-- start of Input material --

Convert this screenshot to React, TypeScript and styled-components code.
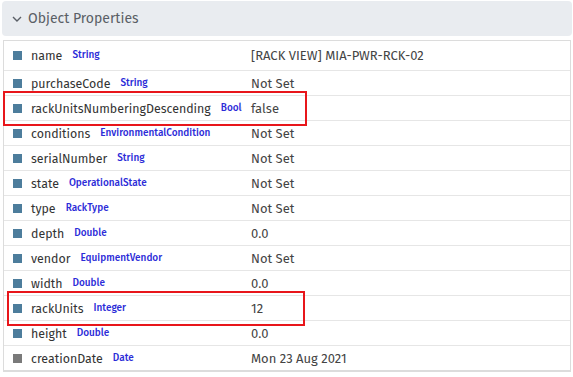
import * as React from 'react'
import styled, { createGlobalStyle } from 'styled-components'

interface Prop {
  name: string
  type: string
  value: string
  kind?: 'attr' | 'meta'
  tall?: boolean
  mark?: { left: number; width: number }
}

const props: Prop[] = [
  { name: 'name', type: 'String', value: '[RACK VIEW] MIA-PWR-RCK-02', tall: true },
  { name: 'purchaseCode', type: 'String', value: 'Not Set' },
  {
    name: 'rackUnitsNumberingDescending',
    type: 'Boolean',
    value: 'false',
    mark: { left: -1, width: 300 },
  },
  { name: 'conditions', type: 'EnvironmentalCondition', value: 'Not Set' },
  { name: 'serialNumber', type: 'String', value: 'Not Set' },
  { name: 'state', type: 'OperationalState', value: 'Not Set' },
  { name: 'type', type: 'RackType', value: 'Not Set' },
  { name: 'depth', type: 'Double', value: '0.0' },
  { name: 'vendor', type: 'EquipmentVendor', value: 'Not Set' },
  { name: 'width', type: 'Double', value: '0.0' },
  { name: 'rackUnits', type: 'Integer', value: '12', mark: { left: 3, width: 294 } },
  { name: 'height', type: 'Double', value: '0.0' },
  { name: 'creationDate', type: 'Date', value: 'Mon 23 Aug 2021', kind: 'meta' },
]

const GlobalStyle = createGlobalStyle`
  body {
    margin: 0;
    background: #fff;
    font-family: "Fira Sans", "Noto Sans", "Open Sans", sans-serif;
  }
`

const Page = styled.div`
  width: 573px;
  padding: 1px 1px 0 2px;
  box-sizing: border-box;
`

const Header = styled.div`
  height: 35px;
  background: #e9ecf0;
  border-radius: 4px;
  display: flex;
  align-items: center;
  gap: 6px;
  padding-left: 10px;
  color: #5a5f66;
  font-size: 14px;
`

const Table = styled.div`
  margin: 4px 1px 0 1px;
  border: 1px solid #dcdcdc;
  border-bottom-width: 2px;
`

const Row = styled.div<{ $tall?: boolean }>`
  position: relative;
  display: grid;
  grid-template-columns: 238px minmax(0, 1fr);
  column-gap: 9px;
  align-items: center;
  height: ${(p) => (p.$tall ? 30 : 25)}px;
  border-bottom: 1px solid #e6e6e6;
  box-sizing: border-box;
  &:last-child {
    border-bottom: none;
    height: 24px;
  }
`

const NameCell = styled.div`
  display: flex;
  align-items: center;
  min-width: 0;
  padding-left: 9px;
  overflow: hidden;
  white-space: nowrap;
`

const Square = styled.span<{ $kind: 'attr' | 'meta' }>`
  width: 9px;
  height: 9px;
  flex: none;
  margin-right: 9px;
  background: ${(p) => (p.$kind === 'meta' ? '#7a7a7a' : '#4d7d9c')};
`

const Name = styled.span`
  font-size: 12.4px;
  color: #333;
  margin-right: 10px;
`

const TypeTag = styled.span`
  font-size: 10px;
  font-weight: 500;
  color: #2b2bd8;
  margin-top: -1px;
`

const Value = styled.div`
  font-size: 13px;
  color: #444;
  white-space: nowrap;
`

const Mark = styled.div`
  position: absolute;
  top: -5px;
  bottom: -6px;
  border: 2px solid #e8161b;
  pointer-events: none;
`

const Chevron = () => (
  <svg width="10" height="6" viewBox="0 0 10 6">
    <path d="M1 1l4 4 4-4" fill="none" stroke="#5a5f66" strokeWidth="1.4" />
  </svg>
)

export default function App() {
  return (
    <Page>
      <GlobalStyle />
      <Header>
        <Chevron />
        Object Properties
      </Header>
      <Table>
        {props.map((p) => (
          <Row key={p.name} $tall={p.tall}>
            <NameCell>
              <Square $kind={p.kind || 'attr'} />
              <Name>{p.name}</Name>
              <TypeTag>{p.type}</TypeTag>
            </NameCell>
            <Value>{p.value}</Value>
            {p.mark ? (
              <Mark style={{ left: p.mark.left, width: p.mark.width }} />
            ) : null}
          </Row>
        ))}
      </Table>
    </Page>
  )
}
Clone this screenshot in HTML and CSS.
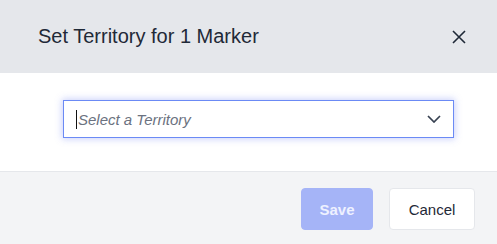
FILE: index.html
```html
<!DOCTYPE html>
<html>
<head>
<meta charset="utf-8">
<link rel="stylesheet" href="styles.css">
</head>
<body>
<div class="modal">
  <div class="modal-header">
    <h2 class="modal-title">Set Territory for 1 Marker</h2>
    <button class="close-btn" aria-label="Close">
      <svg width="14" height="14" viewBox="0 0 14 14"><path d="M1 1L13 13M13 1L1 13" stroke="#1f2937" stroke-width="1.6" fill="none"/></svg>
    </button>
  </div>
  <div class="modal-body">
    <div class="select">
      <span class="caret"></span>
      <span class="placeholder">Select a Territory</span>
      <svg class="chevron" width="14" height="8" viewBox="0 0 14 8"><path d="M1 1L7 7L13 1" stroke="#374151" stroke-width="1.7" fill="none"/></svg>
    </div>
  </div>
  <div class="modal-footer">
    <button class="btn btn-save">Save</button>
    <button class="btn btn-cancel">Cancel</button>
  </div>
</div>
</body>
</html>
```
FILE: styles.css
```css
html, body {
  margin: 0;
  padding: 0;
  background: #ffffff;
  font-family: "Liberation Sans", Arial, sans-serif;
}
.modal {
  width: 497px;
  height: 244px;
  display: flex;
  flex-direction: column;
}
.modal-header {
  height: 73px;
  box-sizing: border-box;
  background: #e5e7eb;
  display: flex;
  align-items: center;
  justify-content: space-between;
  padding: 0 31px 0 38px;
}
.modal-title {
  margin: 0;
  font-size: 20px;
  font-weight: normal;
  color: #1f2937;
}
.close-btn {
  border: none;
  background: transparent;
  padding: 0;
  width: 14px;
  height: 14px;
  display: flex;
}
.modal-body {
  padding: 27px 43px 33px 63px;
  border-bottom: 1px solid #e5e7eb;
}
.select {
  height: 38px;
  box-sizing: border-box;
  border: 1px solid #6b8af5;
  box-shadow: 0 0 7px 1px rgba(99, 120, 241, 0.35);
  background: #fff;
  display: flex;
  align-items: center;
  padding: 0 12px 0 12px;
}
.caret {
  width: 1px;
  height: 19px;
  background: #111;
  margin-right: 1px;
}
.placeholder {
  flex: 1;
  font-size: 15px;
  font-style: italic;
  color: #6b7280;
}
.chevron {
  display: block;
}
.modal-footer {
  flex: 1;
  background: #f3f4f6;
  display: flex;
  justify-content: flex-end;
  align-items: flex-start;
  gap: 16px;
  padding: 16px 22px 0 0;
}
.btn {
  height: 42px;
  box-sizing: border-box;
  border-radius: 4px;
  font-family: "Liberation Sans", Arial, sans-serif;
  font-size: 15px;
  padding: 0;
}
.btn-save {
  width: 72px;
  background: #a5b4f7;
  border: 1px solid #a5b4f7;
  color: #eef1ff;
  font-weight: bold;
}
.btn-cancel {
  width: 86px;
  background: #fff;
  border: 1px solid #e5e7eb;
  color: #1f2937;
}
```
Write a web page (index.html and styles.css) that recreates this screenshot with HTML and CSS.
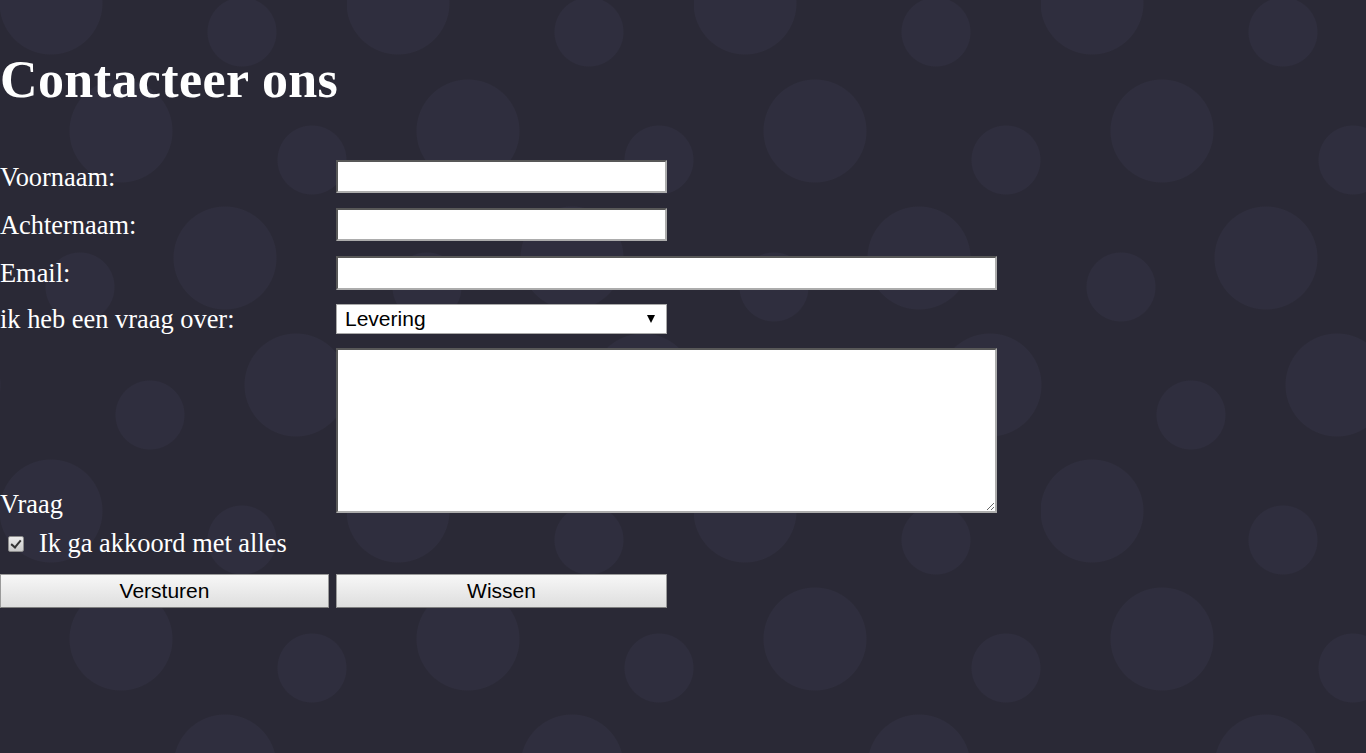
FILE: index.html
```html
<!DOCTYPE html>
<html lang="nl">
<head>
<meta charset="utf-8">
<title>Contacteer ons</title>
<link rel="stylesheet" href="styles.css">
</head>
<body>
<main class="page">
  <h1 class="title">Contacteer ons</h1>
  <form class="contact-form">
    <label class="field-label" for="voornaam">Voornaam:</label>
    <input class="text-input" id="voornaam" type="text">

    <label class="field-label" for="achternaam">Achternaam:</label>
    <input class="text-input" id="achternaam" type="text">

    <label class="field-label" for="email">Email:</label>
    <input class="text-input wide" id="email" type="email">

    <label class="field-label" for="onderwerp">ik heb een vraag over:</label>
    <div class="select-wrap">
      <select class="topic" id="onderwerp">
        <option>Levering</option>
        <option>Betaling</option>
        <option>Retour</option>
      </select>
    </div>

    <label class="field-label vraag" for="vraag">Vraag</label>
    <textarea class="question" id="vraag"></textarea>

    <div class="agree">
      <input class="check" id="akkoord" type="checkbox" checked>
      <label class="agree-label" for="akkoord">Ik ga akkoord met alles</label>
    </div>

    <button class="btn" type="submit">Versturen</button>
    <button class="btn" type="reset">Wissen</button>
  </form>
</main>
</body>
</html>
```

FILE: styles.css
```css
html, body {
  margin: 0;
  padding: 0;
}

body {
  min-height: 753px;
  color: #ffffff;
  font-family: "Liberation Serif", "Times New Roman", serif;
  background-color: #2a2936;
  background-image:
    radial-gradient(circle 52px at 51px 3px, #2f2e3e 98%, transparent 100%),
    radial-gradient(circle 52px at 51px 511px, #2f2e3e 98%, transparent 100%),
    radial-gradient(circle 52px at 121px 131px, #2f2e3e 98%, transparent 100%),
    radial-gradient(circle 52px at 225px 258px, #2f2e3e 98%, transparent 100%),
    radial-gradient(circle 52px at 296px 385px, #2f2e3e 98%, transparent 100%),
    radial-gradient(circle 52px at -51px 385px, #2f2e3e 98%, transparent 100%),
    radial-gradient(circle 35px at 242px 32px, #2f2e3e 97%, transparent 100%),
    radial-gradient(circle 35px at 242px 540px, #2f2e3e 97%, transparent 100%),
    radial-gradient(circle 35px at 312px 160px, #2f2e3e 97%, transparent 100%),
    radial-gradient(circle 35px at -35px 160px, #2f2e3e 97%, transparent 100%),
    radial-gradient(circle 35px at 80px 287px, #2f2e3e 97%, transparent 100%),
    radial-gradient(circle 35px at 150px 415px, #2f2e3e 97%, transparent 100%);
  background-size: 347px 508px;
  background-repeat: repeat;
}

.page {
  display: flex;
  flex-direction: column;
}

.title {
  margin: 51px 0 51px;
  font-size: 52px;
  line-height: 58px;
  letter-spacing: 0.4px;
  font-weight: bold;
}

.contact-form {
  display: grid;
  grid-template-columns: 329px 661px;
  grid-template-rows: 33px 33px 33px 29px 165px 31px 34px;
  column-gap: 7px;
  row-gap: 15px;
  align-items: center;
}

.field-label {
  font-size: 26.4px;
  line-height: 30px;
  white-space: nowrap;
}

.field-label.vraag {
  align-self: end;
  margin-bottom: -6px;
}

.text-input {
  box-sizing: border-box;
  width: 331px;
  height: 33px;
  margin: 0;
  padding: 2px 6px;
  background: #ffffff;
  border-width: 2px;
  border-style: inset;
  border-color: #acacac;
  font-family: "Liberation Sans", Arial, sans-serif;
  font-size: 20px;
}

.text-input.wide {
  width: 661px;
  height: 34px;
}

.select-wrap {
  position: relative;
  width: 331px;
  height: 30px;
  align-self: start;
}

.select-wrap::after {
  content: "";
  position: absolute;
  right: 12px;
  top: 11px;
  width: 0;
  height: 0;
  border-left: 4.5px solid transparent;
  border-right: 4.5px solid transparent;
  border-top: 8px solid #000000;
  pointer-events: none;
}

.topic {
  appearance: none;
  -webkit-appearance: none;
  box-sizing: border-box;
  width: 331px;
  height: 30px;
  margin: 0;
  padding: 0 0 0 8px;
  background: #ffffff;
  border: 1px solid #a9a9a9;
  border-radius: 0;
  color: #000000;
  font-family: "Liberation Sans", Arial, sans-serif;
  font-size: 21px;
  line-height: 28px;
}

.question {
  box-sizing: border-box;
  width: 661px;
  height: 165px;
  margin: 0;
  padding: 2px;
  background: #ffffff;
  border-width: 2px;
  border-style: inset;
  border-color: #acacac;
  font-family: "Liberation Mono", monospace;
  font-size: 16px;
}

.agree {
  grid-column: 1 / span 2;
  display: flex;
  align-items: center;
  gap: 15px;
  padding-left: 8px;
}

.check {
  appearance: none;
  -webkit-appearance: none;
  position: relative;
  box-sizing: border-box;
  width: 16px;
  height: 16px;
  margin: 0;
  flex: none;
  border: 1px solid #8c8c8c;
  border-radius: 2px;
  background: linear-gradient(#ececec, #c9c9c9);
}

.check::after {
  content: "";
  position: absolute;
  left: 4px;
  top: 1px;
  width: 4px;
  height: 8px;
  border-right: 2px solid #333333;
  border-bottom: 2px solid #333333;
  transform: rotate(40deg);
}

.agree-label {
  font-size: 26.4px;
  line-height: 31px;
  white-space: nowrap;
}

.btn {
  box-sizing: border-box;
  height: 34px;
  margin: 0;
  padding: 0;
  border: 1px solid #9a9a9a;
  border-bottom-color: #7e7e7e;
  border-radius: 0;
  background: linear-gradient(#f7f7f7, #dedede);
  color: #000000;
  font-family: "Liberation Sans", Arial, sans-serif;
  font-size: 21px;
}

.btn[type="submit"] {
  width: 329px;
}

.btn[type="reset"] {
  width: 331px;
}
```
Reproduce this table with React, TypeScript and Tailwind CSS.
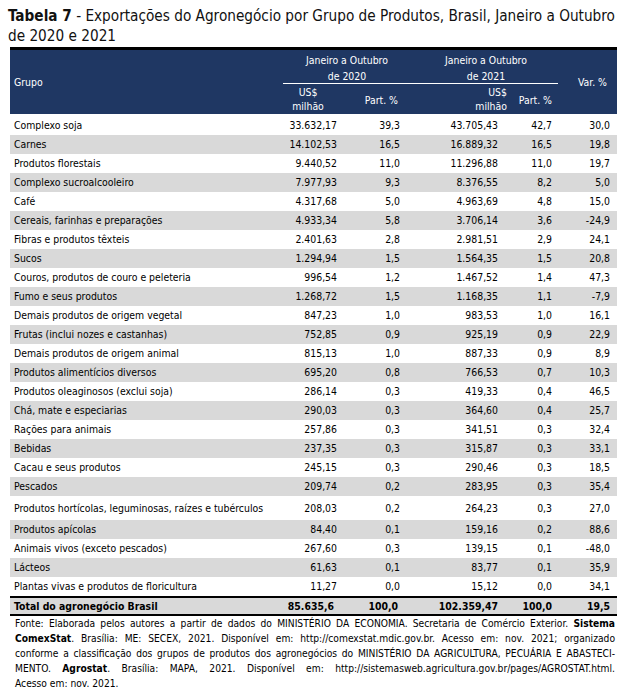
import React from "react";

const rows: string[][] = [
  ["Complexo soja", "33.632,17", "39,3", "43.705,43", "42,7", "30,0"],
  ["Carnes", "14.102,53", "16,5", "16.889,32", "16,5", "19,8"],
  ["Produtos florestais", "9.440,52", "11,0", "11.296,88", "11,0", "19,7"],
  ["Complexo sucroalcooleiro", "7.977,93", "9,3", "8.376,55", "8,2", "5,0"],
  ["Café", "4.317,68", "5,0", "4.963,69", "4,8", "15,0"],
  ["Cereais, farinhas e preparações", "4.933,34", "5,8", "3.706,14", "3,6", "-24,9"],
  ["Fibras e produtos têxteis", "2.401,63", "2,8", "2.981,51", "2,9", "24,1"],
  ["Sucos", "1.294,94", "1,5", "1.564,35", "1,5", "20,8"],
  ["Couros, produtos de couro e peleteria", "996,54", "1,2", "1.467,52", "1,4", "47,3"],
  ["Fumo e seus produtos", "1.268,72", "1,5", "1.168,35", "1,1", "-7,9"],
  ["Demais produtos de origem vegetal", "847,23", "1,0", "983,53", "1,0", "16,1"],
  ["Frutas (inclui nozes e castanhas)", "752,85", "0,9", "925,19", "0,9", "22,9"],
  ["Demais produtos de origem animal", "815,13", "1,0", "887,33", "0,9", "8,9"],
  ["Produtos alimentícios diversos", "695,20", "0,8", "766,53", "0,7", "10,3"],
  ["Produtos oleaginosos (exclui soja)", "286,14", "0,3", "419,33", "0,4", "46,5"],
  ["Chá, mate e especiarias", "290,03", "0,3", "364,60", "0,4", "25,7"],
  ["Rações para animais", "257,86", "0,3", "341,51", "0,3", "32,4"],
  ["Bebidas", "237,35", "0,3", "315,87", "0,3", "33,1"],
  ["Cacau e seus produtos", "245,15", "0,3", "290,46", "0,3", "18,5"],
  ["Pescados", "209,74", "0,2", "283,95", "0,3", "35,4"],
  ["Produtos hortícolas, leguminosas, raízes e tubérculos", "208,03", "0,2", "264,23", "0,3", "27,0"],
  ["Produtos apícolas", "84,40", "0,1", "159,16", "0,2", "88,6"],
  ["Animais vivos (exceto pescados)", "267,60", "0,3", "139,15", "0,1", "-48,0"],
  ["Lácteos", "61,63", "0,1", "83,77", "0,1", "35,9"],
  ["Plantas vivas e produtos de floricultura", "11,27", "0,0", "15,12", "0,0", "34,1"],
];

const font = { fontFamily: "'DejaVu Sans Condensed', 'DejaVu Sans', sans-serif" };

function Row({ r, i }: { r: string[]; i: number }) {
  const tall = i === 20;
  return (
    <div
      className={`grid grid-cols-[270px_58px_64px_98px_54px_63px] items-center ${
        tall ? "h-[24px]" : "h-[19px]"
      } ${i % 2 === 1 ? "bg-[#d9d9d9]" : "bg-white"}`}
    >
      <div className="pl-[4px] whitespace-nowrap">{r[0]}</div>
      <div className="text-right pr-[1px]">{r[1]}</div>
      <div className="text-right pr-[2px]">{r[2]}</div>
      <div className="text-right pr-[2px]">{r[3]}</div>
      <div className="text-right pr-[2px]">{r[4]}</div>
      <div className="text-right pr-[7px]">{r[5]}</div>
    </div>
  );
}

const lineCls = "whitespace-nowrap text-justify [text-align-last:justify]";

export default function App() {
  return (
    <div className="w-[630px] h-[690px] bg-white text-black overflow-hidden" style={font}>
      <div className="pl-[8px] pt-[6px] text-[15.2px] leading-[20px] text-[#111] whitespace-nowrap">
        <span className="font-bold">Tabela 7</span> - Exportações do Agronegócio por Grupo de Produtos, Brasil, Janeiro a Outubro
        <br />
        de 2020 e 2021
      </div>
      <div className="ml-[10px] w-[607px] mt-[1px] text-[10.4px] leading-[15px]">
        <div className="border-t-[3px] border-black bg-[#1f3763] text-white h-[67px] flex">
          <div className="w-[270px] flex items-center pl-[4px] pt-[1px]">Grupo</div>
          <div className="w-[132px] flex flex-col">
            <div className="text-center pt-[2px] leading-[16px] pl-[2px]">
              Janeiro a Outubro
              <br />
              de 2020
            </div>
            <div className="h-[1px] bg-white ml-[3px] mr-[-5px] mt-[-1px]" />
            <div className="flex items-center flex-1">
              <div className="w-[56px] text-center leading-[14px]">
                US$
                <br />
                milhão
              </div>
              <div className="flex-1 text-right pr-[14px] pt-[2px]">Part. %</div>
            </div>
          </div>
          <div className="w-[148px] flex flex-col">
            <div className="text-center pt-[2px] leading-[16px]">
              Janeiro a Outubro
              <br />
              de 2021
            </div>
            <div className="h-[1px] bg-white ml-[5px] mr-[2px] mt-[-1px]" />
            <div className="flex items-center flex-1">
              <div className="w-[95px] text-right leading-[14px]">
                US$
                <br />
                milhão
              </div>
              <div className="flex-1 text-right pr-[8px] pt-[2px]">Part. %</div>
            </div>
          </div>
          <div className="flex-1 flex items-center justify-center pl-[8px]">Var. %</div>
        </div>
        <div className="h-[2px]" />
        {rows.map((r, i) => (
          <Row key={i} r={r} i={i} />
        ))}
        <div className="border-t-2 border-b-2 border-black bg-[#d9d9d9] font-bold grid grid-cols-[270px_58px_64px_98px_54px_63px] items-center h-[20px]">
          <div className="pl-[4px]">Total do agronegócio Brasil</div>
          <div className="text-right pr-[4px]">85.635,6</div>
          <div className="text-right pr-[4px]">100,0</div>
          <div className="text-right pr-[2px]">102.359,47</div>
          <div className="text-right pr-[2px]">100,0</div>
          <div className="text-right pr-[7px]">19,5</div>
        </div>
      </div>
      <div className="ml-[15px] w-[600px] text-[10.2px] leading-[15px]">
        <div className={lineCls}>
          Fonte: Elaborada pelos autores a partir de dados do MINISTÉRIO DA ECONOMIA. Secretaria de Comércio Exterior.{" "}
          <span className="font-bold">Sistema</span>
        </div>
        <div className={lineCls}>
          <span className="font-bold">ComexStat</span>. Brasília: ME: SECEX, 2021. Disponível em: http://comexstat.mdic.gov.br. Acesso em: nov. 2021; organizado
        </div>
        <div className={lineCls}>
          conforme a classificação dos grupos de produtos dos agronegócios do MINISTÉRIO DA AGRICULTURA, PECUÁRIA E ABASTECI-
        </div>
        <div className={lineCls}>
          MENTO. <span className="font-bold">Agrostat</span>. Brasília: MAPA, 2021. Disponível em: http://sistemasweb.agricultura.gov.br/pages/AGROSTAT.html.
        </div>
        <div className="whitespace-nowrap">Acesso em: nov. 2021.</div>
      </div>
    </div>
  );
}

-- end of Input material --

▸ Job
Look above for the line with "Reproduce this table", then print it and each line after it down to and including the line with "import React from". Leave out the pictures and keep the wording exact.

▸ Output of the exercise
Reproduce this table with React, TypeScript and Tailwind CSS.
import React from "react";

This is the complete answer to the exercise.